Eocene extension and meteoric fluid flow in the Wildhorse detachment, Pioneer metamorphic core complex, Idaho

Abstract

The relationship between microstructure and fluid flow traced by hydrogen isotope ratios (δD) is examined within the Wildhorse detachment system of the Pioneer metamorphic core complex in south-central Idaho. Within the detachment footwall, 100-m-thick mylonitic quartzite containing minor white mica and K-feldspar displays a NW-trending stretching lineation and consistent top-to-the-NW sense of shear criteria. Microstructures within the detachment footwall comprise two groups: quartz ribbons and relict quartz grains flattened within the foliation, with porphyroclastic white mica fish; and intensely deformed and recrystallized quartz with high-aspect-ratio white mica arranged within C′ shear bands. White mica δD values are highly negative and cluster around −145‰ in high-aspect-ratio white mica and around −120‰ in porphyroclastic white mica fish. The most negative values are interpreted to reflect interaction with meteoric fluids from a high-elevation catchment (3000−4000 m), and the less negative values are interpreted to represent incomplete hydrogen isotope exchange between the meteoric fluid and the pre-extensional metamorphic fluid δD values in the white mica porphyroclasts.
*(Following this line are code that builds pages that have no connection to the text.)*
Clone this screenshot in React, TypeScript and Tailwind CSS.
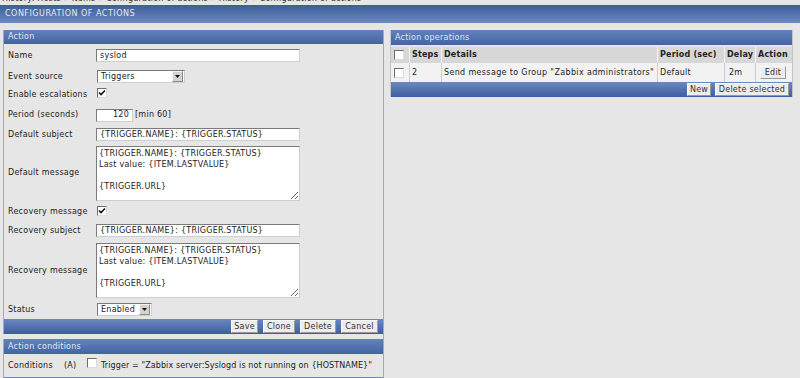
import React from "react";

const headBar = "bg-linear-to-b from-[#6383bd] to-[#4463a2] text-[#dfe7f5]";
const footBar = "bg-linear-to-b from-[#6a89c3] to-[#3d5d9e]";

const Check = ({ checked = false }: { checked?: boolean }) => (
  <span className="inline-flex w-[10px] h-[10px] bg-white border border-t-[#6d6d6d] border-l-[#6d6d6d] border-b-[#dcdcdc] border-r-[#dcdcdc] items-center justify-center">
    {checked && (
      <svg width="8" height="8" viewBox="0 0 8 8">
        <path d="M1 3.5 L3 5.5 L7 1.5" stroke="#111" strokeWidth="1.6" fill="none" />
      </svg>
    )}
  </span>
);

const Field = ({ value, w, right = false }: { value: string; w: string; right?: boolean }) => (
  <div
    className={`${w} h-[13px] bg-white border border-t-[#7a7a7a] border-l-[#7a7a7a] border-b-[#cfcfcf] border-r-[#cfcfcf] px-[3px] flex items-center leading-none whitespace-nowrap overflow-hidden ${
      right ? "justify-end" : ""
    }`}
  >
    {value}
  </div>
);

const Select = ({ value, w }: { value: string; w: string }) => (
  <div className={`${w} h-[13px] bg-white border border-t-[#7a7a7a] border-l-[#7a7a7a] border-b-[#cfcfcf] border-r-[#cfcfcf] flex items-center`}>
    <span className="flex-1 px-[3px] leading-none">{value}</span>
    <span className="w-[11px] h-[11px] mr-[1px] bg-[#d6d3cc] border border-t-[#f4f4f4] border-l-[#f4f4f4] border-b-[#8a8a8a] border-r-[#8a8a8a] flex items-center justify-center">
      <svg width="5" height="3" viewBox="0 0 5 3">
        <path d="M0 0 H5 L2.5 3 Z" fill="#111" />
      </svg>
    </span>
  </div>
);

const Area = ({ value }: { value: string }) => (
  <textarea
    readOnly
    value={value}
    className="w-[204px] h-[55px] bg-white border border-t-[#7a7a7a] border-l-[#7a7a7a] border-b-[#cfcfcf] border-r-[#cfcfcf] px-[2px] py-[1px] text-[8px] tracking-[0.25px] leading-[11px] text-[#222] outline-none overflow-hidden font-['DejaVu_Sans',sans-serif]"
  />
);

const Btn = ({ label, w }: { label: string; w: string }) => (
  <div className={`${w} h-[13px] bg-[#ececec] border border-[#f8f8f8] border-b-[#9a9a9a] border-r-[#9a9a9a] flex items-center justify-center text-[#333] leading-none whitespace-nowrap`}>
    {label}
  </div>
);

const Row = ({ label, h, children }: { label: string; h: string; children: React.ReactNode }) => (
  <div className={`flex items-center ${h}`}>
    <div className="w-[92px] pl-[4px] text-[#222] whitespace-nowrap">{label}</div>
    <div className="flex items-center gap-[2px]">{children}</div>
  </div>
);

const message = "{TRIGGER.NAME}: {TRIGGER.STATUS}\nLast value: {ITEM.LASTVALUE}\n\n{TRIGGER.URL}";

const ops = [
  { steps: "2", details: 'Send message to Group "Zabbix administrators"', period: "Default", delay: "2m" },
];

export default function App() {
  return (
    <div className="w-[800px] h-[378px] overflow-hidden bg-[#e6e6e6] text-[8px] tracking-[0.25px] text-[#222] font-['DejaVu_Sans',sans-serif]">
      <div className="h-[5px] overflow-hidden">
        <div className="-mt-[7px] pl-[2px] whitespace-nowrap text-[#333] leading-[11px]">
          History: Hosts » Items » Configuration of actions » History » Configuration of actions
        </div>
      </div>
      <div className="h-[18px] bg-linear-to-b from-[#3f5e98] to-[#6a89c1] flex items-center pl-[5px] text-[#e3eaf6] tracking-[0.5px]">
        CONFIGURATION OF ACTIONS
      </div>

      <div className="flex items-start gap-[6px] pl-[3px] pt-[7px]">
        <div className="w-[381px] h-[360px] flex flex-col gap-[5px] border-r border-[#a8a8a8]">
          <div className="border-l border-[#a8a8a8]">
            <div className={`h-[14px] flex items-center pl-[4px] ${headBar}`}>Action</div>
            <Row label="Name" h="h-[23px]">
              <Field value="syslod" w="w-[204px]" />
            </Row>
            <Row label="Event source" h="h-[19px]">
              <div className="pl-[1px]">
                <Select value="Triggers" w="w-[88px]" />
              </div>
            </Row>
            <Row label="Enable escalations" h="h-[17px]">
              <div className="pl-[1px]">
                <Check checked />
              </div>
            </Row>
            <Row label="Period (seconds)" h="h-[24px]">
              <Field value="120" w="w-[37px]" right />
              <span>[min 60]</span>
            </Row>
            <Row label="Default subject" h="h-[15px]">
              <Field value="{TRIGGER.NAME}: {TRIGGER.STATUS}" w="w-[204px]" />
            </Row>
            <Row label="Default message" h="h-[62px]">
              <Area value={message} />
            </Row>
            <Row label="Recovery message" h="h-[16px]">
              <div className="pl-[1px]">
                <Check checked />
              </div>
            </Row>
            <Row label="Recovery subject" h="h-[21px]">
              <Field value="{TRIGGER.NAME}: {TRIGGER.STATUS}" w="w-[204px]" />
            </Row>
            <Row label="Recovery message" h="h-[59px]">
              <Area value={message} />
            </Row>
            <Row label="Status" h="h-[19px]">
              <div className="pl-[1px]">
                <Select value="Enabled" w="w-[55px]" />
              </div>
            </Row>
            <div className={`h-[15px] flex items-center justify-end gap-[5px] pr-[5px] ${footBar}`}>
              <Btn label="Save" w="w-[27px]" />
              <Btn label="Clone" w="w-[32px]" />
              <Btn label="Delete" w="w-[36px]" />
              <Btn label="Cancel" w="w-[37px]" />
            </div>
          </div>

          <div className="border-l border-[#a8a8a8]">
            <div className={`h-[15px] flex items-center pl-[4px] ${headBar}`}>Action conditions</div>
            <div className="h-[23px] flex items-center pl-[4px] whitespace-nowrap">
              <span className="w-[56px]">Conditions</span>
              <span className="w-[23px]">(A)</span>
              <span className="mr-[4px] -mt-[2px]">
                <Check />
              </span>
              <span className="tracking-[0.1px]">Trigger = "Zabbix server:Syslogd is not running on {"{HOSTNAME}"}"</span>
            </div>
            <div className={`h-[15px] flex items-start pt-[1px] justify-end gap-[1px] pr-[6px] ${footBar}`}>
              <Btn label="Add" w="w-[27px]" />
              <Btn label="Delete selected" w="w-[74px]" />
            </div>
          </div>
        </div>

        <div className="w-[403px] border-x border-[#c4c4c4]">
          <div className={`h-[15px] flex items-center pl-[4px] ${headBar}`}>Action operations</div>
          <div className="mt-[2px] grid grid-cols-[19px_32px_216px_67px_31px_1fr] whitespace-nowrap">
            <div className="h-[16px] bg-[#d7d7d7] border-r border-[#f4f4f4] flex items-center pl-[3px]">
              <Check />
            </div>
            {["Steps", "Details", "Period (sec)", "Delay", "Action"].map((h, i) => (
              <div
                key={h}
                className={`h-[16px] bg-[#d7d7d7] flex items-center pl-[2px] font-bold text-[#222] tracking-[0.2px] ${
                  i < 4 ? "border-r border-[#f4f4f4]" : ""
                }`}
              >
                {h}
              </div>
            ))}
            {ops.map((o) => (
              <React.Fragment key={o.steps}>
                <div className="h-[19px] bg-[#f2f2f2] border-r border-[#cdcdcd] flex items-center pl-[3px]">
                  <Check />
                </div>
                <div className="h-[19px] bg-[#f2f2f2] border-r border-[#cdcdcd] flex items-center pl-[2px]">{o.steps}</div>
                <div className="h-[19px] bg-[#f2f2f2] border-r border-[#cdcdcd] flex items-center pl-[2px] tracking-[0.35px]">
                  {o.details}
                </div>
                <div className="h-[19px] bg-[#f2f2f2] border-r border-[#cdcdcd] flex items-center pl-[2px]">{o.period}</div>
                <div className="h-[19px] bg-[#f2f2f2] border-r border-[#cdcdcd] flex items-center pl-[4px]">{o.delay}</div>
                <div className="h-[19px] bg-[#f2f2f2] flex items-center pl-[4px]">
                  <Btn label="Edit" w="w-[26px]" />
                </div>
              </React.Fragment>
            ))}
          </div>
          <div className={`h-[15px] flex items-center justify-end gap-[4px] pr-[3px] ${footBar}`}>
            <Btn label="New" w="w-[24px]" />
            <Btn label="Delete selected" w="w-[74px]" />
          </div>
        </div>
      </div>
    </div>
  );
}
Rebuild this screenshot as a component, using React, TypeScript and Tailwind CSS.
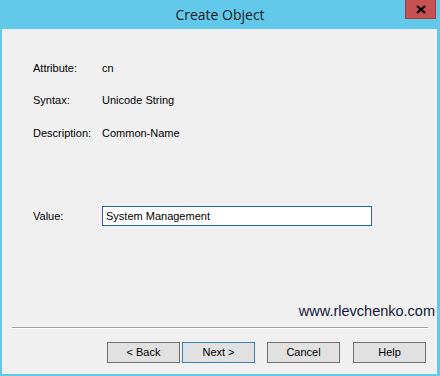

A suite of tightly clustered 40 Ar/ 39 Ar ages from synkinematic white mica in the detachment footwall dates deformation, recrystallization, fluid-rock interaction, and therefore the presence of high topography at 38−37 Ma; these ages are consistent with the cooling/exhumation history of the high-grade core of the Pioneer metamorphic core complex in the late Eocene. The 38−37 Ma 40 Ar/ 39 Ar ages are substantially younger than previously published ages of high topography in British Columbia to the north (49−47 Ma), in line with the hypothesis that high topography propagated from north to south in the northern segment of the North American Cordillera through Eocene time.